£7.2m A&E expansion at Charing Cross Hospital boosts winter planning
A £7.2 million refurbishment and expansion of Charing Cross Hospital’s accident and emergency department (A&E) has been completed as Imperial College Healthcare prepares for winter.
The improvements will combat overcrowding and long waits at times of peak demand, providing more space for patients to be assessed and treated. They include:
• three more cubicles for patients with serious illness or injuries (from 12 to 15) and three additional resuscitation bays (from 5 to 8)
• more space for patients to be assessed and treated including two additional urgent care centre rooms(from 7 to 9)
• two new dedicated rooms for patients with mental health conditions providing them with a calm, quiet and safe space away from the busy A&E environment
• an expanded ‘ambulatory emergency care’ unit with additional treatment areas, consulting rooms and more staff, allowing patients with a wide-range of urgent health problems get the treatment they need without being admitted to a ward or having an overnight stay
• a new common entrance and waiting area for all patients who walk-in, allowing a better patient experience and more joint working across the urgent care centre, ambulatory emergency care unit and emergency department.
The refurbished A&E sits alongside a number of measures the Trust has introduced at Charing Cross Hospital and its other hospitals - St Mary’s, Hammersmith, Queen Charlotte’s and Chelsea and the Western Eye - to help respond to increasing demand and continue to provide the best possible care for patients. This will be especially important over the upcoming winter period.
Clinicians specialising in caring for frail, older patients will be based permanently in Charing Cross - and St Mary’s - A&E from January, enabling our most vulnerable patients to receive an immediate ‘comprehensive geriatric assessment’. Around a third of patients attending Charing Cross A&E are aged over 65 years. The multi-disciplinary team will include a consultant geriatrician, nurses and allied health professionals such as therapists. They will be able to route patients to a range of service to meet their specific needs, helping many to avoid unnecessary hospital admissions.
Research shows that patients who receive an early comprehensive geriatric assessment have better outcomes and are more likely to be in good health within their own homes six to 12 months later. There’s also much evidence that this group of patients recover faster at home than in a hospital bed, where they are more vulnerable to infection and losing their ability to live independently.

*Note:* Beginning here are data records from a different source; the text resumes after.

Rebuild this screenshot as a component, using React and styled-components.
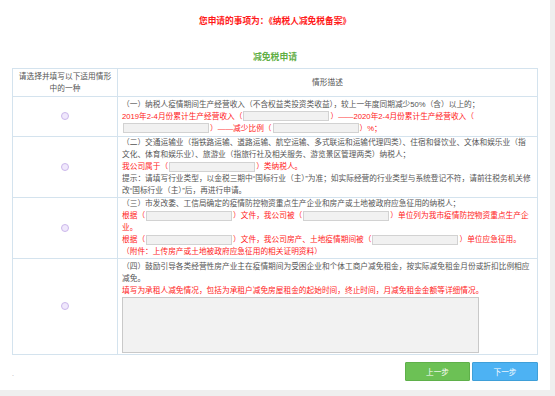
import React from "react";
import styled, { createGlobalStyle } from "styled-components";

const GlobalStyle = createGlobalStyle`
  html, body {
    margin: 0;
    padding: 0;
    background: #efefef;
  }
  body {
    font-family: "Liberation Sans", "Noto Sans CJK SC", sans-serif;
  }
`;

const Page = styled.div`
  width: 550px;
  height: 390px;
  background: #fff;
  display: flex;
  flex-direction: column;
`;

const Title = styled.div`
  padding-top: 15px;
  text-align: center;
  color: #ff1a1a;
  font-weight: bold;
  font-size: 8.7px;
  line-height: 12px;
`;

const SubTitle = styled.div`
  margin-top: 24px;
  text-align: center;
  color: #5fae44;
  font-weight: bold;
  font-size: 8.8px;
  line-height: 12px;
`;

const Table = styled.table`
  margin: 5px 12px 0;
  width: 526px;
  border-collapse: collapse;
  border: 1px solid #d4e3ee;
  font-size: 7.7px;
  color: #555;
`;

const Row = styled.tr`
  height: ${({ $h }) => $h}px;
`;

const ChoiceCell = styled.td`
  width: 104px;
  padding: 0;
  border: 1px solid #d4e3ee;
  text-align: center;
  vertical-align: middle;
  line-height: 12px;
`;

const DescCell = styled.td`
  padding: ${({ $top }) => ($top ? "2px 4px 0" : "0 4px")};
  border: 1px solid #d4e3ee;
  vertical-align: ${({ $top }) => ($top ? "top" : "middle")};
  text-align: left;
`;

const HeadCell = styled.td`
  padding: 0;
  border: 1px solid #d4e3ee;
  text-align: center;
  vertical-align: middle;
  line-height: 12px;
`;

const Radio = styled.span`
  display: inline-block;
  width: 6px;
  height: 6px;
  border-radius: 50%;
  border: 1px solid #cbb7ea;
  background: #f0e8fc;
  vertical-align: middle;
`;

const Line = styled.div`
  white-space: nowrap;
  height: 12px;
  line-height: 12px;
  color: ${({ $red }) => ($red ? "#ff1a1a" : "#555")};
`;

const Field = styled.span`
  display: inline-block;
  box-sizing: border-box;
  width: 86px;
  height: 10px;
  margin: 0 1px;
  background: #f1f1f1;
  border: 1px solid #d2d2d2;
  vertical-align: middle;
`;

const Area = styled.textarea`
  display: block;
  box-sizing: border-box;
  width: 357px;
  height: 56px;
  margin: 0;
  padding: 0;
  background: #f2f2f2;
  border: 1px solid #c9c9c9;
  resize: none;
`;

const Footer = styled.div`
  display: flex;
  justify-content: space-between;
  align-items: flex-start;
  margin-top: 7px;
  padding: 0 12px;
`;

const Dot = styled.span`
  margin-top: 8px;
  font-size: 7px;
  color: #aaa;
`;

const Buttons = styled.div`
  display: flex;
  gap: 2px;
`;

const Button = styled.button`
  width: ${({ $w }) => $w}px;
  height: 19px;
  padding: 0;
  border: 1px solid ${({ $blue }) => ($blue ? "#3f9fd8" : "#5fb04a")};
  border-radius: 1px;
  background: ${({ $blue }) => ($blue ? "#4db2f3" : "#6cc155")};
  color: #fff;
  font-family: inherit;
  font-size: 7.7px;
  cursor: pointer;
`;

export default function App() {
  return (
    <Page>
      <GlobalStyle />
      <Title>您申请的事项为：《纳税人减免税备案》</Title>
      <SubTitle>减免税申请</SubTitle>
      <Table>
        <tbody>
          <Row $h={28}>
            <HeadCell>
              请选择并填写以下适用情形
              <br />
              中的一种
            </HeadCell>
            <HeadCell>情形描述</HeadCell>
          </Row>
          <Row $h={40}>
            <ChoiceCell>
              <Radio />
            </ChoiceCell>
            <DescCell>
              <Line>（一）纳税人疫情期间生产经营收入（不含权益类投资类收益），较上一年度同期减少50%（含）以上的；</Line>
              <Line $red>
                2019年2-4月份累计生产经营收入（<Field />）——2020年2-4月份累计生产经营收入（
              </Line>
              <Line $red>
                <Field />）——减少比例（<Field />）%；
              </Line>
            </DescCell>
          </Row>
          <Row $h={61}>
            <ChoiceCell>
              <Radio />
            </ChoiceCell>
            <DescCell>
              <Line>（二）交通运输业（指铁路运输、道路运输、航空运输、多式联运和运输代理四类）、住宿和餐饮业、文体和娱乐业（指</Line>
              <Line>文化、体育和娱乐业）、旅游业（指旅行社及相关服务、游览景区管理两类）纳税人；</Line>
              <Line $red>
                我公司属于（<Field />）类纳税人。
              </Line>
              <Line>提示：请填写行业类型，以金税三期中“国标行业（主）”为准；如实际经营的行业类型与系统登记不符，请前往税务机关修</Line>
              <Line>改“国标行业（主）”后，再进行申请。</Line>
            </DescCell>
          </Row>
          <Row $h={61}>
            <ChoiceCell>
              <Radio />
            </ChoiceCell>
            <DescCell>
              <Line>（三）市发改委、工信局确定的疫情防控物资重点生产企业和房产或土地被政府应急征用的纳税人；</Line>
              <Line $red>
                根据（<Field />）文件，我公司被（<Field />）单位列为我市疫情防控物资重点生产企
              </Line>
              <Line $red>业。</Line>
              <Line $red>
                根据（<Field />）文件，我公司房产、土地疫情期间被（<Field />）单位应急征用。
              </Line>
              <Line $red>（附件：上传房产或土地被政府应急征用的相关证明资料）</Line>
            </DescCell>
          </Row>
          <Row $h={96}>
            <ChoiceCell>
              <Radio />
            </ChoiceCell>
            <DescCell $top>
              <Line>（四）鼓励引导各类经营性房产业主在疫情期间为受困企业和个体工商户减免租金，按实际减免租金月份或折扣比例相应</Line>
              <Line>减免。</Line>
              <Line $red>填写为承租人减免情况，包括为承租户减免房屋租金的起始时间，终止时间，月减免租金金额等详细情况。</Line>
              <Area />
            </DescCell>
          </Row>
        </tbody>
      </Table>
      <Footer>
        <Dot>.</Dot>
        <Buttons>
          <Button $w={65}>上一步</Button>
          <Button $w={66} $blue>下一步</Button>
        </Buttons>
      </Footer>
    </Page>
  );
}
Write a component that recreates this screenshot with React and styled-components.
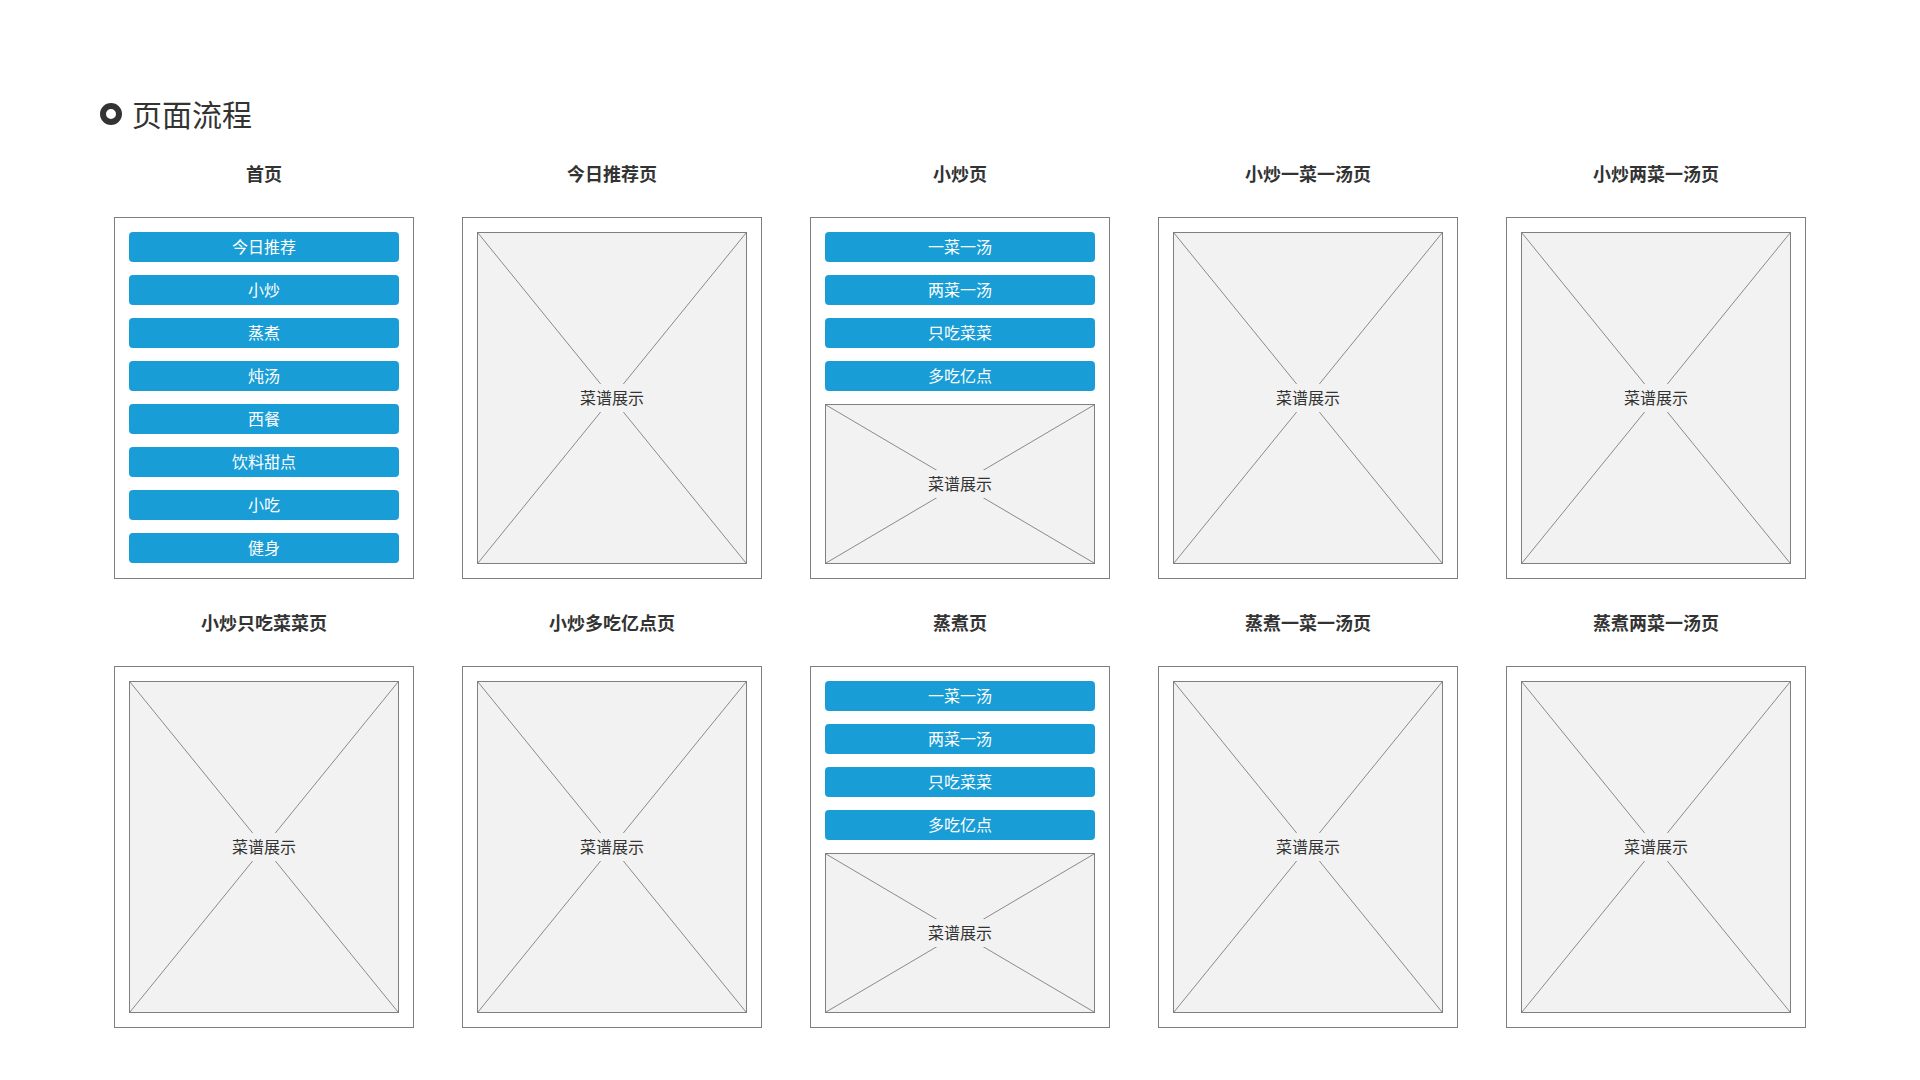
import React from 'react';
import styled, { createGlobalStyle } from 'styled-components';

const GlobalStyle = createGlobalStyle`
  body {
    margin: 0;
    background: #fff;
    font-family: "Noto Sans CJK SC", "Noto Sans", sans-serif;
    color: #333;
  }
`;

const Page = styled.div`
  width: 1920px;
  height: 1080px;
  box-sizing: border-box;
  padding-top: 98px;
  overflow: hidden;
`;

const Header = styled.div`
  display: flex;
  align-items: center;
  gap: 10px;
  margin-left: 100px;
  height: 30px;
`;

const Ring = styled.span`
  width: 22px;
  height: 22px;
  margin-top: 2px;
  box-sizing: border-box;
  border: 6px solid #333;
  border-radius: 50%;
`;

const Title = styled.h1`
  margin: 0;
  font-size: 30px;
  line-height: 30px;
  font-weight: normal;
  color: #333;
`;

const Grid = styled.div`
  display: grid;
  grid-template-columns: repeat(5, 300px);
  column-gap: 48px;
  row-gap: 32px;
  margin: 34px 0 0 114px;
`;

const Column = styled.div`
  display: flex;
  flex-direction: column;
`;

const Label = styled.div`
  height: 24px;
  line-height: 22px;
  margin-bottom: 31px;
  text-align: center;
  font-size: 18px;
  font-weight: bold;
  color: #333;
`;

const Frame = styled.div`
  height: 362px;
  box-sizing: border-box;
  border: 1px solid #7f7f7f;
  padding: 14px;
  display: flex;
  flex-direction: column;
  gap: 13px;
`;

const NavButton = styled.div`
  height: 30px;
  flex-shrink: 0;
  border-radius: 4px;
  background: #199dd6;
  color: #fff;
  font-size: 16px;
  line-height: 28px;
  text-align: center;
`;

const Placeholder = styled.div`
  position: relative;
  flex: 1;
  box-sizing: border-box;
  border: 1px solid #7f7f7f;
  background: #f2f2f2;
  display: flex;
  align-items: center;
  justify-content: center;
`;

const Cross = styled.svg`
  position: absolute;
  inset: 0;
  width: 100%;
  height: 100%;
`;

const PlaceholderText = styled.span`
  position: relative;
  background: #f2f2f2;
  padding: 3px 6px 5px;
  font-size: 16px;
  line-height: 20px;
  color: #333;
`;

const ImageBox = () => (
  <Placeholder>
    <Cross preserveAspectRatio="none" viewBox="0 0 100 100">
      <line x1="0" y1="0" x2="100" y2="100" stroke="#8a8a8a" strokeWidth="1" vectorEffect="non-scaling-stroke" />
      <line x1="100" y1="0" x2="0" y2="100" stroke="#8a8a8a" strokeWidth="1" vectorEffect="non-scaling-stroke" />
    </Cross>
    <PlaceholderText>菜谱展示</PlaceholderText>
  </Placeholder>
);

const homeButtons = ['今日推荐', '小炒', '蒸煮', '炖汤', '西餐', '饮料甜点', '小吃', '健身'];
const subButtons = ['一菜一汤', '两菜一汤', '只吃菜菜', '多吃亿点'];

const pages = [
  { title: '首页', buttons: homeButtons, image: false },
  { title: '今日推荐页', buttons: [], image: true },
  { title: '小炒页', buttons: subButtons, image: true },
  { title: '小炒一菜一汤页', buttons: [], image: true },
  { title: '小炒两菜一汤页', buttons: [], image: true },
  { title: '小炒只吃菜菜页', buttons: [], image: true },
  { title: '小炒多吃亿点页', buttons: [], image: true },
  { title: '蒸煮页', buttons: subButtons, image: true },
  { title: '蒸煮一菜一汤页', buttons: [], image: true },
  { title: '蒸煮两菜一汤页', buttons: [], image: true },
];

const App = () => (
  <Page>
    <GlobalStyle />
    <Header>
      <Ring />
      <Title>页面流程</Title>
    </Header>
    <Grid>
      {pages.map((page) => (
        <Column key={page.title}>
          <Label>{page.title}</Label>
          <Frame>
            {page.buttons.map((b) => (
              <NavButton key={b}>{b}</NavButton>
            ))}
            {page.image && <ImageBox />}
          </Frame>
        </Column>
      ))}
    </Grid>
  </Page>
);

export default App;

The outpatient parenteral antimicrobial therapy (OPAT) team is also in place to enable medically stable patients requiring intravenous antibiotics to receive that treatment within their own homes. This service helps patients avoid unnecessary admissions or prolonged hospital stays - saving 7,000-8,000 bed days each year.
Chief executive Professor Tim Orchard said:
“Our investment in Charing Cross Hospital’s A&E department is the latest in a line of developments to ensure we continue to provide great care for a growing number of patients. It builds on improvements in previous years to expand hospital capacity, enable patients to get acute and specialist care without being admitted to hospital and ensure that patients who are admitted get the care they need as quickly and smoothly as possible and are able to be discharged promptly and safely.
“While winter is always a challenging time in the NHS, I’m confident that the work we have put in to developing our services, alongside the expertise and commitment of our staff, means we are in a good place to provide the best possible care for patients through the months ahead.”